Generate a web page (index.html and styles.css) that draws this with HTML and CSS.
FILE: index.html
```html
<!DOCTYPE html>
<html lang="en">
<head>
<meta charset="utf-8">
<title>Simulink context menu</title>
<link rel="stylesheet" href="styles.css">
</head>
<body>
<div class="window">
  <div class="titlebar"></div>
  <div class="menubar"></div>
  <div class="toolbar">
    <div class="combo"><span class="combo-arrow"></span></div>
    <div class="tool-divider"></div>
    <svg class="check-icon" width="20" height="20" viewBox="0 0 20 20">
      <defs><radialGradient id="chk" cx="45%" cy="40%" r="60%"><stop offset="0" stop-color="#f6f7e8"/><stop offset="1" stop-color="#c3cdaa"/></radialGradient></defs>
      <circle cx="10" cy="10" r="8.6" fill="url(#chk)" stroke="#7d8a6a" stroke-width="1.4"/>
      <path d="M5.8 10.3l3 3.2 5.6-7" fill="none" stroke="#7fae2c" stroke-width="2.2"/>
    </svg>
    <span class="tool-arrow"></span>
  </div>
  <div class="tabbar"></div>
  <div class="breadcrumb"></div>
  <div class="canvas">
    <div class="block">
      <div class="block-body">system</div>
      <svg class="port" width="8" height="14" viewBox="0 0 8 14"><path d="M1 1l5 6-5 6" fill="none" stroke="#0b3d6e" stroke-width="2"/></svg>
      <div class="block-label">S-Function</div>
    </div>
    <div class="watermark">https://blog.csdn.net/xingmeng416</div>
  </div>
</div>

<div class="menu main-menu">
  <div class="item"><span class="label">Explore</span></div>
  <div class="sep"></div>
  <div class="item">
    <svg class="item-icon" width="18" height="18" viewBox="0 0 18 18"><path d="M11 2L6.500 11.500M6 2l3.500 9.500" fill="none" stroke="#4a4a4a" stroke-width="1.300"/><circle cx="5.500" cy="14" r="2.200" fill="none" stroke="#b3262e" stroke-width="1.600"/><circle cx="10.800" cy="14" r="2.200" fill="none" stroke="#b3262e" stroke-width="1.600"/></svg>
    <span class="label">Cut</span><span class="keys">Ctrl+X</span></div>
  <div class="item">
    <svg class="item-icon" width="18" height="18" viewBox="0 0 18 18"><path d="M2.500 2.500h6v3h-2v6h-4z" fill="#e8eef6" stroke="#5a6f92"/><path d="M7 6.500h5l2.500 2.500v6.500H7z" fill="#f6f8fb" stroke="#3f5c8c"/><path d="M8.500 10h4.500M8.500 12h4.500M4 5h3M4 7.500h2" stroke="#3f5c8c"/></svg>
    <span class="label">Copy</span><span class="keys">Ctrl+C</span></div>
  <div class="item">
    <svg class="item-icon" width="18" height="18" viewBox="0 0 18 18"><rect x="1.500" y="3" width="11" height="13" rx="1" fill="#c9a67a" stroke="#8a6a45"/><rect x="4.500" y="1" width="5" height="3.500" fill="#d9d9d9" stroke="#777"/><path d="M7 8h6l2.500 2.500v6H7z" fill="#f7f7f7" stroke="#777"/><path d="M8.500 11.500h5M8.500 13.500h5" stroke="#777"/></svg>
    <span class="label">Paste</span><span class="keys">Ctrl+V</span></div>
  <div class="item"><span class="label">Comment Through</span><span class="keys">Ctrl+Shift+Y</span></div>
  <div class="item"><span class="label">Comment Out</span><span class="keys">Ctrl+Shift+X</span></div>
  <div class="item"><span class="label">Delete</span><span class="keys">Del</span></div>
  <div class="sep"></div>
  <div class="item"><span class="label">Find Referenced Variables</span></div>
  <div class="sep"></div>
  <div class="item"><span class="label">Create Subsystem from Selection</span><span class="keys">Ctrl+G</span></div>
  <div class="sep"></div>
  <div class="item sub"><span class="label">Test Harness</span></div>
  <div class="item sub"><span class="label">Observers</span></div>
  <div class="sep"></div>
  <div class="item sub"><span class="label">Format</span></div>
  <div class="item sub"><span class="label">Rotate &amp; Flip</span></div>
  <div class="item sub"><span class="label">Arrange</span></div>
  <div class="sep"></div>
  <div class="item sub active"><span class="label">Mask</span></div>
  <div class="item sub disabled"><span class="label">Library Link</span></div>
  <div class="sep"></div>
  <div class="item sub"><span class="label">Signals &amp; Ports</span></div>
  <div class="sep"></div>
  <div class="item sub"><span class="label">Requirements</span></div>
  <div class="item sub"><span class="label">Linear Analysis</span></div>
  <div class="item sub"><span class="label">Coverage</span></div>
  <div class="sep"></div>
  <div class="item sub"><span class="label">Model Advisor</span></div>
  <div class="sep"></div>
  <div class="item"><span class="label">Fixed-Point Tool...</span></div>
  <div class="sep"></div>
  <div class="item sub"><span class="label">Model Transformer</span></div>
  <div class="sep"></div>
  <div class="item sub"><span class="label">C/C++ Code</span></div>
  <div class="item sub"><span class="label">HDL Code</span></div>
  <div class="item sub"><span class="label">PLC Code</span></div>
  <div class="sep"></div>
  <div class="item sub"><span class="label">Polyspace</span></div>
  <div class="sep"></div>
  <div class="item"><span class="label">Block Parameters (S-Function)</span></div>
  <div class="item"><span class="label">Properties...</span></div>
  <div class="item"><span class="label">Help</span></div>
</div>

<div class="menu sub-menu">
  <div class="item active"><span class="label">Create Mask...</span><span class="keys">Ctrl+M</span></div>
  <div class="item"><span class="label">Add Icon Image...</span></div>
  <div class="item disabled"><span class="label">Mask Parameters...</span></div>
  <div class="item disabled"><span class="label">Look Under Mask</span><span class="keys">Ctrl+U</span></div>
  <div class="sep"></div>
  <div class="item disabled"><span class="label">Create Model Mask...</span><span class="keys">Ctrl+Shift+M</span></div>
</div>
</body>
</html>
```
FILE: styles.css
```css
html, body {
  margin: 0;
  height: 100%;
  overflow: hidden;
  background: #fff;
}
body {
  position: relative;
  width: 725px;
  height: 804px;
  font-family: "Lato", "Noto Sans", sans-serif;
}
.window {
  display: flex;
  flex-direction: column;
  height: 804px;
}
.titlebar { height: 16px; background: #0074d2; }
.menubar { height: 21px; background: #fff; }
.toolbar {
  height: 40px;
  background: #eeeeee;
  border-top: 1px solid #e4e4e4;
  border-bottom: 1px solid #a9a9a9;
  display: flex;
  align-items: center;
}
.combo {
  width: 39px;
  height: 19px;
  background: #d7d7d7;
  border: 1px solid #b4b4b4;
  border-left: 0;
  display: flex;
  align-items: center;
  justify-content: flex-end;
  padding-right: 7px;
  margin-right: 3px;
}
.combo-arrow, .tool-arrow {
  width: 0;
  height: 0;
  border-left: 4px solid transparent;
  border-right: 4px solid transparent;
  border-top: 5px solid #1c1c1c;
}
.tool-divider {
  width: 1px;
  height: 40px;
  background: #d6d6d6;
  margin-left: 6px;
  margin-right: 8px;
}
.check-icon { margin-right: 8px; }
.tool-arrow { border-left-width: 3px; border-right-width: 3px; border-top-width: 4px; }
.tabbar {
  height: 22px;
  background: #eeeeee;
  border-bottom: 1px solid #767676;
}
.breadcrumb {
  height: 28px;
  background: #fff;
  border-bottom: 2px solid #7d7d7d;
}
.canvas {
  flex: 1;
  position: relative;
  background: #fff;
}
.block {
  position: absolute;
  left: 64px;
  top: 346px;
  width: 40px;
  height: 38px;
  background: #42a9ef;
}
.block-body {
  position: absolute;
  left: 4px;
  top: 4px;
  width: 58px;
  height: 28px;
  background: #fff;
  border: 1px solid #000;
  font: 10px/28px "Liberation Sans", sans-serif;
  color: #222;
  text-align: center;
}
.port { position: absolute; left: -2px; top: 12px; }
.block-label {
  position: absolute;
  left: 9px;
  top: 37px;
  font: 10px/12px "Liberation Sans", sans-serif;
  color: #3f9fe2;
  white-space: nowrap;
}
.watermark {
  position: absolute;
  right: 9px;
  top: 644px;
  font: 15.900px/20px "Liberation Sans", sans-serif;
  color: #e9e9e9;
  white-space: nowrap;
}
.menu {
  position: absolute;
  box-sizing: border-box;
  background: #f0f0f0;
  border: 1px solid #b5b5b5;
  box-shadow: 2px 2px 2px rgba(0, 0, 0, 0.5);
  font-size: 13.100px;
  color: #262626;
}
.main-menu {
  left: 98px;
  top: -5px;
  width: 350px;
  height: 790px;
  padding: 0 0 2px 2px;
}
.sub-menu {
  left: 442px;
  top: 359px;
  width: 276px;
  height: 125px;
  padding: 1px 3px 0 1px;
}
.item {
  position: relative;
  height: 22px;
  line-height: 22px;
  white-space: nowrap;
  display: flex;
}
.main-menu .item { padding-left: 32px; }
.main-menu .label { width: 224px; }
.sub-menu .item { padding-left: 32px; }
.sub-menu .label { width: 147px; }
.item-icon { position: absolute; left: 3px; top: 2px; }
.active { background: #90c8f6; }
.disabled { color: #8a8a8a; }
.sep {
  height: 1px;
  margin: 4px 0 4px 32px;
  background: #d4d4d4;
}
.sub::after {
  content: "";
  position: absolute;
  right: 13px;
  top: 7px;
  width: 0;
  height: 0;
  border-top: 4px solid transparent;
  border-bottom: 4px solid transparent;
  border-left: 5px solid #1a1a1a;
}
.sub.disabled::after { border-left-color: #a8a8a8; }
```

===

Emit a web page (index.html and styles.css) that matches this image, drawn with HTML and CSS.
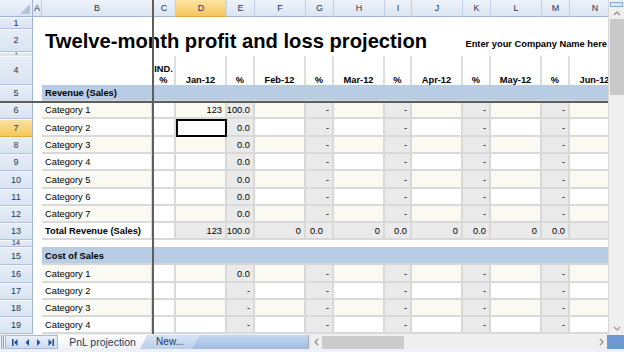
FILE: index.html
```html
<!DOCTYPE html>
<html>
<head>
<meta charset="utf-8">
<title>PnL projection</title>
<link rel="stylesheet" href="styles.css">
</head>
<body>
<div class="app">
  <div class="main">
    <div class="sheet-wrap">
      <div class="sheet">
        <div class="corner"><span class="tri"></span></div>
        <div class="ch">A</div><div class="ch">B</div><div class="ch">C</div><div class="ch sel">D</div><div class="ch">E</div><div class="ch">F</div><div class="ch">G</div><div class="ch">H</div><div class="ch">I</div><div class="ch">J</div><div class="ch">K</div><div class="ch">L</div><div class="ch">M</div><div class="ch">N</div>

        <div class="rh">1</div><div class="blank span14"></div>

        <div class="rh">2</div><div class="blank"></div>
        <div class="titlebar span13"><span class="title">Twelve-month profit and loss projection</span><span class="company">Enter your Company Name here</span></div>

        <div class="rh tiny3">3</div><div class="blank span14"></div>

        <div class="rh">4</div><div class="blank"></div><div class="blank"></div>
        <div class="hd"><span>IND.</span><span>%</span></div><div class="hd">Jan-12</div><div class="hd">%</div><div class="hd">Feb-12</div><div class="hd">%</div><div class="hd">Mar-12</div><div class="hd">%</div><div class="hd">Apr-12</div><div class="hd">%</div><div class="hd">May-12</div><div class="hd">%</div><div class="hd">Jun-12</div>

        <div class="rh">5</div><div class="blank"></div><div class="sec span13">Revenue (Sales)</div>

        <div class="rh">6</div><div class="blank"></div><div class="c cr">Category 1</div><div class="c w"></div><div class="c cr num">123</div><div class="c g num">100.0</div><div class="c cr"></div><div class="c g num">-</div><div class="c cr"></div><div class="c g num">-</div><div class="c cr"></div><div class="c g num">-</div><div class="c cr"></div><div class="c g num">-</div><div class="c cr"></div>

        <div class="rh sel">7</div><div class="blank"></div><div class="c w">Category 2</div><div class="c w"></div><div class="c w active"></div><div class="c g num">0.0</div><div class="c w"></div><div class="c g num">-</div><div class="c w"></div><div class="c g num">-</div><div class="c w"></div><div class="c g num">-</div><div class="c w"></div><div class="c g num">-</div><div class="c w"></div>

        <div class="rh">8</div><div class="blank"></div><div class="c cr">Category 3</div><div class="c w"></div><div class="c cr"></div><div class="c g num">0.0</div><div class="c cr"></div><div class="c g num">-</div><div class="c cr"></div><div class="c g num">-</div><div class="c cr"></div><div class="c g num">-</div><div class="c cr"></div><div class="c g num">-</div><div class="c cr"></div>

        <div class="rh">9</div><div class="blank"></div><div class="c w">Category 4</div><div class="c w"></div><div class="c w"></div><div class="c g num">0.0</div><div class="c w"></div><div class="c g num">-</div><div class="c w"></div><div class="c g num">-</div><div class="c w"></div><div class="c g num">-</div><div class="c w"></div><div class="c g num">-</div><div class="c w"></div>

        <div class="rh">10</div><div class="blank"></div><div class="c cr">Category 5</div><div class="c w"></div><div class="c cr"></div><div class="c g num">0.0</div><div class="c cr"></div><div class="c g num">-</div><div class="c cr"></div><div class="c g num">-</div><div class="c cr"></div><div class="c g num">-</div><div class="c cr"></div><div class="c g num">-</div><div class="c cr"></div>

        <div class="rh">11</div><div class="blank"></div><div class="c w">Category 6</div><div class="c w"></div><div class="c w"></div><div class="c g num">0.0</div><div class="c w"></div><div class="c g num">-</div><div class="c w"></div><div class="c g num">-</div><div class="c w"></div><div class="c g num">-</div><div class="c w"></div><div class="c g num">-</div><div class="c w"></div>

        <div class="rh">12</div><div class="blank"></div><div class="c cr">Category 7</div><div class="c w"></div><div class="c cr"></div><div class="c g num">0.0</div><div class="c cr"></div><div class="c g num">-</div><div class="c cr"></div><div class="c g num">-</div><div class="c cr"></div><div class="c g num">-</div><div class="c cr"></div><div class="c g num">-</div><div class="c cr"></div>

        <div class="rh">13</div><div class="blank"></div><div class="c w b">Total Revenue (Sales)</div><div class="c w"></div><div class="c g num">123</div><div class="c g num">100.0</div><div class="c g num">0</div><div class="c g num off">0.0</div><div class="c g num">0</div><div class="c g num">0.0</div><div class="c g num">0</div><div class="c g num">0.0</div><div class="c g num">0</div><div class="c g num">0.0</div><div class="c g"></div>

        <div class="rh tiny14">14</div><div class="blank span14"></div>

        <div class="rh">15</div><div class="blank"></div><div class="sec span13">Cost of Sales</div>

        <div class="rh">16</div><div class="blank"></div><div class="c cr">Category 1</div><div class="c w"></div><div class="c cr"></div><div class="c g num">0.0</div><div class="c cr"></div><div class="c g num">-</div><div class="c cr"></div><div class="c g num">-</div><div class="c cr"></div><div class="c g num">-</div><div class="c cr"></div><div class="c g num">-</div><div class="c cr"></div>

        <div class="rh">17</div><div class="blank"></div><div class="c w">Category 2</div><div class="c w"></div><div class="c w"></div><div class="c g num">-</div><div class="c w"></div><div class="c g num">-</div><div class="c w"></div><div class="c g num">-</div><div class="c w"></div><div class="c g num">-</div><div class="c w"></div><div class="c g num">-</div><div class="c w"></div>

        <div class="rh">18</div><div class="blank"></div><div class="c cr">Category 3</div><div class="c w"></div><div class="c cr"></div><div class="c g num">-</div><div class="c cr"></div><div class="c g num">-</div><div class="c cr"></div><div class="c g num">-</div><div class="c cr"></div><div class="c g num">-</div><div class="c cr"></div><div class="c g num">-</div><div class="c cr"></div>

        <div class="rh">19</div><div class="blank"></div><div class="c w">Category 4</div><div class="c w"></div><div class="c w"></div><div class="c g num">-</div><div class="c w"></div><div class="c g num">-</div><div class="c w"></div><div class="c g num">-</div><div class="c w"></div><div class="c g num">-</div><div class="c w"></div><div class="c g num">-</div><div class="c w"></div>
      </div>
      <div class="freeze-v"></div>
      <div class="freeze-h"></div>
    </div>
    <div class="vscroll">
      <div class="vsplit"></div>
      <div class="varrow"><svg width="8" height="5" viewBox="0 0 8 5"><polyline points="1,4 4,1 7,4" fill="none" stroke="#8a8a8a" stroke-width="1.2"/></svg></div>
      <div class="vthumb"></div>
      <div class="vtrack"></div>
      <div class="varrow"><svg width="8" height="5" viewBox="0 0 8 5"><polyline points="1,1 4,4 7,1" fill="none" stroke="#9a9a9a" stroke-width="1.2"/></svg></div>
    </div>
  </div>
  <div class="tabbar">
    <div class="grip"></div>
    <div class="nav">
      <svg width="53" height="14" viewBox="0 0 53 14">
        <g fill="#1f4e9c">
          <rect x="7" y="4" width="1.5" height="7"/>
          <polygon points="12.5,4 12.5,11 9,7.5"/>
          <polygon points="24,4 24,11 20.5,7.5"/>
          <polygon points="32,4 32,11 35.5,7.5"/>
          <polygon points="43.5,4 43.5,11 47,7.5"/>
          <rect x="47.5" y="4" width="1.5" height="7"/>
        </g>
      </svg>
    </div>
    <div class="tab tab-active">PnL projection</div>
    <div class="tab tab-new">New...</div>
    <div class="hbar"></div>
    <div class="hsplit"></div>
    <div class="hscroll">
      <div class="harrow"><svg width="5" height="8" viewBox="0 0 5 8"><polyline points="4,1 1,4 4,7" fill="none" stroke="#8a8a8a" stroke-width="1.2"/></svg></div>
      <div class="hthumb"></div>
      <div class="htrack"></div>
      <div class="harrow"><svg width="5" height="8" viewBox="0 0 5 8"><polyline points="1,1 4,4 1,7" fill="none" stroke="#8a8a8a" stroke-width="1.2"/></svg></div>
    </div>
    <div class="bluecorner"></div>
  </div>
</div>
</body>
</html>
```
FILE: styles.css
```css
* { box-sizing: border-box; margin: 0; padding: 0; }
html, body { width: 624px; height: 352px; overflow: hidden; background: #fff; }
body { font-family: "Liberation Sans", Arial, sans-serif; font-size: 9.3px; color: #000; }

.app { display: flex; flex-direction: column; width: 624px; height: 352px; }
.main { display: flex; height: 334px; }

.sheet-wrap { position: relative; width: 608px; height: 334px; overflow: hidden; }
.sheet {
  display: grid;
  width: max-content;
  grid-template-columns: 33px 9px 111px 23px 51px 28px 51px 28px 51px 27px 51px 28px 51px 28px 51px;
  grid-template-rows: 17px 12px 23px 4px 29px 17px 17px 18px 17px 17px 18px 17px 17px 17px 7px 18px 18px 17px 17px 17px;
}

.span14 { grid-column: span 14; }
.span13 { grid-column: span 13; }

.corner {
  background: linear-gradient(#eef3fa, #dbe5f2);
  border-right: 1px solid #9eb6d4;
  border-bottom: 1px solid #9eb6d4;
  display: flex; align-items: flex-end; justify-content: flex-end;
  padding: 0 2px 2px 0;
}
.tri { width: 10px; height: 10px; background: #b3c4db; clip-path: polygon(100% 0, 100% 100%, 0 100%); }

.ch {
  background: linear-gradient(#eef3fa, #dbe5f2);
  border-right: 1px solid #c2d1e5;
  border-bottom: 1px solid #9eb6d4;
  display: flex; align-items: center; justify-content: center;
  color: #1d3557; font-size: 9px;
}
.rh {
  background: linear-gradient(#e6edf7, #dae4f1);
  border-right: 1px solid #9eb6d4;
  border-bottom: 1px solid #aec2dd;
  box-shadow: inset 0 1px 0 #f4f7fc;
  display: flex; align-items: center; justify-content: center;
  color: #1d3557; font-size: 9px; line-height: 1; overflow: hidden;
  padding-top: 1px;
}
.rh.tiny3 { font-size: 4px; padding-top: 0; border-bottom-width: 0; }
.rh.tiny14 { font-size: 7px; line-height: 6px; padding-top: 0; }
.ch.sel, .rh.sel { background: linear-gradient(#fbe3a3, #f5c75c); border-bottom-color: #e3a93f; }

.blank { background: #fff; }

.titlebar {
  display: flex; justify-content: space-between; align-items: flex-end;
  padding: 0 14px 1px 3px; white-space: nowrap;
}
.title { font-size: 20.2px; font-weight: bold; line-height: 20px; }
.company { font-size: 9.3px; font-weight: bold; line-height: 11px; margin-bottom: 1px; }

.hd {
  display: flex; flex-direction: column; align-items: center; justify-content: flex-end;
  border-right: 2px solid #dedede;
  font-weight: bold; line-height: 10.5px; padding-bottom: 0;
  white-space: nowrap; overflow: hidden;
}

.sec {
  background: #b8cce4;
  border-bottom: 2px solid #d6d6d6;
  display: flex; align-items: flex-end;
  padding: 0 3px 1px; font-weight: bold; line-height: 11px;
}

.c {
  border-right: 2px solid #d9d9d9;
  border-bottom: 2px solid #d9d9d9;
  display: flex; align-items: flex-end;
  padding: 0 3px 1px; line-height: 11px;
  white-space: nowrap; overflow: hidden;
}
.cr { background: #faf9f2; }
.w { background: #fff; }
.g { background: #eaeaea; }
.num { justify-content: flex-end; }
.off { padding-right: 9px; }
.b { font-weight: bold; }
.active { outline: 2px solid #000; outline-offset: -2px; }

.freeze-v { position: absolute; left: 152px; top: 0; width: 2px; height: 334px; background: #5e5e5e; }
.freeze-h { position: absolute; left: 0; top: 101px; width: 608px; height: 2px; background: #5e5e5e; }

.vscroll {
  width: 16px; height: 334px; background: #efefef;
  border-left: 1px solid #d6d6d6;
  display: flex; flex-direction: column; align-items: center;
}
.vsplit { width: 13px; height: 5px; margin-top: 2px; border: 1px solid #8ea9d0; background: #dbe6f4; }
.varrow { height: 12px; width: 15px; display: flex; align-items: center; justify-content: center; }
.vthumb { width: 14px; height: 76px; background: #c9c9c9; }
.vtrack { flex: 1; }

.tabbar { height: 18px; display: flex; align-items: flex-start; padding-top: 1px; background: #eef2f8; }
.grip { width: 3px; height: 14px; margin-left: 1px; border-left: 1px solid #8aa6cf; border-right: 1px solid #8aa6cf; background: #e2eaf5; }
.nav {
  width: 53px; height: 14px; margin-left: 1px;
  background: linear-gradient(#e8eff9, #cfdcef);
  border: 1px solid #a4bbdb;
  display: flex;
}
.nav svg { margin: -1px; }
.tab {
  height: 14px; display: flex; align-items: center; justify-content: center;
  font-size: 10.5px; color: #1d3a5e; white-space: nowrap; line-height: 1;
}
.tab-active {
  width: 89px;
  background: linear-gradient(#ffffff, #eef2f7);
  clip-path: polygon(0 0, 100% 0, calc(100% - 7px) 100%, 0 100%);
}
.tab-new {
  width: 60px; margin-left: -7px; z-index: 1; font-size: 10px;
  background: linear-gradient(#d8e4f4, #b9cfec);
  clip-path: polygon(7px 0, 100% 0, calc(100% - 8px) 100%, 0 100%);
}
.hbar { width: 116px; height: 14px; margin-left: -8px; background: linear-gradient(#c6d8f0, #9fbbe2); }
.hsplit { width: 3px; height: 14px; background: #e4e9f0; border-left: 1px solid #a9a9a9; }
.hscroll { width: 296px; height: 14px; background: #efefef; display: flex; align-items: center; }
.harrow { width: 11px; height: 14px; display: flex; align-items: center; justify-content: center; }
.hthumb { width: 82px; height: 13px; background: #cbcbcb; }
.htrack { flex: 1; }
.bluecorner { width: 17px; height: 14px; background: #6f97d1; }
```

===

## What to do
Exactly how many lines of the material contain the word "index"? Write the number alone.

## Reply
5